● What is needed
From the first line of the listing below, retype each line up to and including the one with "const syncModes = ['Tone"; pictures stay out.
┌────────
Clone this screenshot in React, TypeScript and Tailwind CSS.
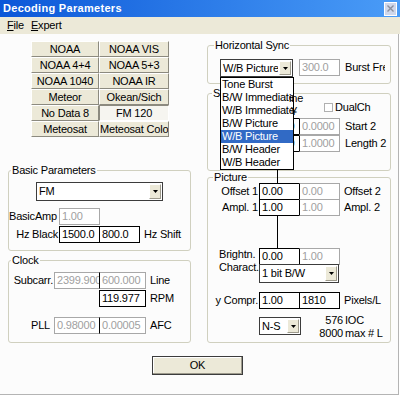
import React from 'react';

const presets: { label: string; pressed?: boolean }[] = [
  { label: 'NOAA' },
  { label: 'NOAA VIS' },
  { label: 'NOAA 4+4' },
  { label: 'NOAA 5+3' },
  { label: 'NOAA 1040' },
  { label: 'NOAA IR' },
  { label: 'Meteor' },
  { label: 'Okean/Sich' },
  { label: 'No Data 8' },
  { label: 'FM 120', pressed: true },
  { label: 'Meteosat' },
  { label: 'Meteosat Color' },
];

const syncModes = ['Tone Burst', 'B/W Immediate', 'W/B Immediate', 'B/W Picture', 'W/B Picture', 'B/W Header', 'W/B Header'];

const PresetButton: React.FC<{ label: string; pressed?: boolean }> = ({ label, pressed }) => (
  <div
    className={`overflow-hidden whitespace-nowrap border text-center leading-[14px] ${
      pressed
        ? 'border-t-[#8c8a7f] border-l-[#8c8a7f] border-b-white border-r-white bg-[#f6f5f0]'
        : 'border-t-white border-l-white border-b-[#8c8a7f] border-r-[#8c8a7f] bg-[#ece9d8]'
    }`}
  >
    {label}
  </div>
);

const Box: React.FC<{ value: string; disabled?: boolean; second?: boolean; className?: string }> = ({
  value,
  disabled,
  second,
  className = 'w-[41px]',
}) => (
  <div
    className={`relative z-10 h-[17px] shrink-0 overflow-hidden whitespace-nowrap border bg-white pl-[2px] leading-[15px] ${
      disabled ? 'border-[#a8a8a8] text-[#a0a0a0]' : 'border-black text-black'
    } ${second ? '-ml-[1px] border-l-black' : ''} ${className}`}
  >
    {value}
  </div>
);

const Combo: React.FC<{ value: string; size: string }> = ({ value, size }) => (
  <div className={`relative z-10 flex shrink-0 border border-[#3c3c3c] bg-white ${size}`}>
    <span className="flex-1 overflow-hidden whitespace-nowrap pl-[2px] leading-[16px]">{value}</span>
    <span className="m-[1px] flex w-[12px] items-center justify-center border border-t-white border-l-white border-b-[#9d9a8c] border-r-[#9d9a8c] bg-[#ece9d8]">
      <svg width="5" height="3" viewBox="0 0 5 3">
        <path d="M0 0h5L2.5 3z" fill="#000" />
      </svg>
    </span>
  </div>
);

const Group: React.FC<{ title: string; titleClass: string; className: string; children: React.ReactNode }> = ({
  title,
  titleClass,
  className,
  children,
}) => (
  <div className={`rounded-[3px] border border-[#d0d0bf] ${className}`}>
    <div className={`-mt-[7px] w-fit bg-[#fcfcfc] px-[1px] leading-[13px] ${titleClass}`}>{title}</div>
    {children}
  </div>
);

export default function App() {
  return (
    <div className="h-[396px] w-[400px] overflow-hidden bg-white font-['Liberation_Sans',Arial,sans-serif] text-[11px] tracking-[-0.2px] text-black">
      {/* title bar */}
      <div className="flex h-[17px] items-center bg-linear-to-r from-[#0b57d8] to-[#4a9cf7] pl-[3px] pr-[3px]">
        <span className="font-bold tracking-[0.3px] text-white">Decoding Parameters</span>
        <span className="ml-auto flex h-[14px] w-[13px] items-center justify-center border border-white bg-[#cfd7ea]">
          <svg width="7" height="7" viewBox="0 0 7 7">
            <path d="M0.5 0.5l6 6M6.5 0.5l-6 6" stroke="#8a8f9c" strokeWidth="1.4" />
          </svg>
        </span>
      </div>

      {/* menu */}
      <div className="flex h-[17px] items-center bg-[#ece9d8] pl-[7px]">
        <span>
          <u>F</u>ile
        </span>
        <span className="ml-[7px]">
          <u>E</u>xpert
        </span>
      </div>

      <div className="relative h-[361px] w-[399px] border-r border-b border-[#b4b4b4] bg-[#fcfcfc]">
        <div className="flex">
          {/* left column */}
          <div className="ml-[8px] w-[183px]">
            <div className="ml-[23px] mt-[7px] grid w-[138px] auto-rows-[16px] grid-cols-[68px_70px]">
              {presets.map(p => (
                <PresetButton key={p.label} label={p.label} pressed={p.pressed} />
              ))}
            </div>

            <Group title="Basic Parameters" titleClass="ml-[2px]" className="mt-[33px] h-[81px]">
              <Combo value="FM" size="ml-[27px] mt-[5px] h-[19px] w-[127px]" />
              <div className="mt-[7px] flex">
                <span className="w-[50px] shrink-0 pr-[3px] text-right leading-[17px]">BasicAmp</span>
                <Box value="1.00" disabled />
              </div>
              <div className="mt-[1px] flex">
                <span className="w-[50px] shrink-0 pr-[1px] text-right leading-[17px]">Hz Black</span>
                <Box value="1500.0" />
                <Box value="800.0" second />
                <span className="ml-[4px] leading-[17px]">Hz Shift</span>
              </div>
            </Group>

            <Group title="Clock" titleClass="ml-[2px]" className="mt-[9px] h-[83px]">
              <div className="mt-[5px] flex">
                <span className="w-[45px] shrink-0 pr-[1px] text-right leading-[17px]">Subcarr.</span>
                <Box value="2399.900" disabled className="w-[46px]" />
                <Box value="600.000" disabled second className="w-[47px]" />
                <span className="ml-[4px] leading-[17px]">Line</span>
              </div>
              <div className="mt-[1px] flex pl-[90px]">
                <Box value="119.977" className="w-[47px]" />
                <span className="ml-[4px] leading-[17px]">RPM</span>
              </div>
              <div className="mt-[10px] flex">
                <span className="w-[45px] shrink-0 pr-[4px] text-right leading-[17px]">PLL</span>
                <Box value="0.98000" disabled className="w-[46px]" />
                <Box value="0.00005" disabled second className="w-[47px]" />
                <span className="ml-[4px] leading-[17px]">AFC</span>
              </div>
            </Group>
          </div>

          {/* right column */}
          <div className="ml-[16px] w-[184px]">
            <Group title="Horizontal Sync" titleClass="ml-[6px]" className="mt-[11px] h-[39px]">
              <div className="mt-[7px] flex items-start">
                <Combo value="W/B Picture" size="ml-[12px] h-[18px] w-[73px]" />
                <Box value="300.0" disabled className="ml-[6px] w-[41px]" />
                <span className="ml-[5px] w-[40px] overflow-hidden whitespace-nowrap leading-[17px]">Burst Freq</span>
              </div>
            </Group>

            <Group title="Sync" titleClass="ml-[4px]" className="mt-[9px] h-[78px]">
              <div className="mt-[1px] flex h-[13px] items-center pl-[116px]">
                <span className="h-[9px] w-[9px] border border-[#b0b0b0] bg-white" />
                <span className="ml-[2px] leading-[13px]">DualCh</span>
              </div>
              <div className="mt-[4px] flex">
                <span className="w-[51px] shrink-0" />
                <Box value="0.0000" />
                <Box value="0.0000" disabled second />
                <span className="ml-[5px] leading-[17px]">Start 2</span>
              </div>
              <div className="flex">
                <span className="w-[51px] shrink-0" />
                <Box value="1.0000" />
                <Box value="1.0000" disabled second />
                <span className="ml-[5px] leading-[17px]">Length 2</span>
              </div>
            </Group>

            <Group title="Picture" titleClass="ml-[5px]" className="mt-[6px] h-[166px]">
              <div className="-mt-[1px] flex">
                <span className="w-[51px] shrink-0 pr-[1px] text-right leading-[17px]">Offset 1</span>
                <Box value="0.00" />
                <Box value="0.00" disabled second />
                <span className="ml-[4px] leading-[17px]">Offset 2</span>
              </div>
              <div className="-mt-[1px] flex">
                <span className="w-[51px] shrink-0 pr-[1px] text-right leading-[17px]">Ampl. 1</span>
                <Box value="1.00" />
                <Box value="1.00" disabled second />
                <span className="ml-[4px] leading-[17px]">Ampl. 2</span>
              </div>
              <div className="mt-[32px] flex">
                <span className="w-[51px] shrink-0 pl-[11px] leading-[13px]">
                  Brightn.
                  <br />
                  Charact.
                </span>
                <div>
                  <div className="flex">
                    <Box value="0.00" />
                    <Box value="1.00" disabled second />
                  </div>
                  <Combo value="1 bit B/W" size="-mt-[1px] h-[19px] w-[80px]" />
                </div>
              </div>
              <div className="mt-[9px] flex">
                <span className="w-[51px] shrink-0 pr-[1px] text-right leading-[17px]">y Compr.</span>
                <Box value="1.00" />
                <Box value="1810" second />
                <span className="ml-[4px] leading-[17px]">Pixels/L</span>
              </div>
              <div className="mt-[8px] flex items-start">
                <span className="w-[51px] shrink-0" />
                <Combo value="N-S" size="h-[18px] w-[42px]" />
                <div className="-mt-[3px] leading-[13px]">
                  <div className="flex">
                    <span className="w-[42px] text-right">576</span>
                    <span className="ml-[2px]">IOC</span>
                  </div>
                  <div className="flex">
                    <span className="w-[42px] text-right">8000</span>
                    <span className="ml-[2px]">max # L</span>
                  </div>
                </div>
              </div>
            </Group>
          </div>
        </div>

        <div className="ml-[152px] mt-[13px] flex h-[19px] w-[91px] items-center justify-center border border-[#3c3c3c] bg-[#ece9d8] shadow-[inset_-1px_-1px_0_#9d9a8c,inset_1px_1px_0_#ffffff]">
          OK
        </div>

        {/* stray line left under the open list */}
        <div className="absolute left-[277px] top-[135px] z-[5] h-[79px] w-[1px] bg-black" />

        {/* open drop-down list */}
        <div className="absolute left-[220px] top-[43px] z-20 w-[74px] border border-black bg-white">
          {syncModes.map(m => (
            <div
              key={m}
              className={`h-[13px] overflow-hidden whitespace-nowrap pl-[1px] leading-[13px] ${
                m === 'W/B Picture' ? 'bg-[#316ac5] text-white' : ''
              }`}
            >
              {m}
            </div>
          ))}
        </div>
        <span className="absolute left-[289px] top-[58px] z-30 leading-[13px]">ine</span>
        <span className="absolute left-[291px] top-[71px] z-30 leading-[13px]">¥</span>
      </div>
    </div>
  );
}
└────────
● Result of this exercise
Clone this screenshot in React, TypeScript and Tailwind CSS.
import React from 'react';

const presets: { label: string; pressed?: boolean }[] = [
  { label: 'NOAA' },
  { label: 'NOAA VIS' },
  { label: 'NOAA 4+4' },
  { label: 'NOAA 5+3' },
  { label: 'NOAA 1040' },
  { label: 'NOAA IR' },
  { label: 'Meteor' },
  { label: 'Okean/Sich' },
  { label: 'No Data 8' },
  { label: 'FM 120', pressed: true },
  { label: 'Meteosat' },
  { label: 'Meteosat Color' },
];

const syncModes = ['Tone Burst', 'B/W Immediate', 'W/B Immediate', 'B/W Picture', 'W/B Picture', 'B/W Header', 'W/B Header'];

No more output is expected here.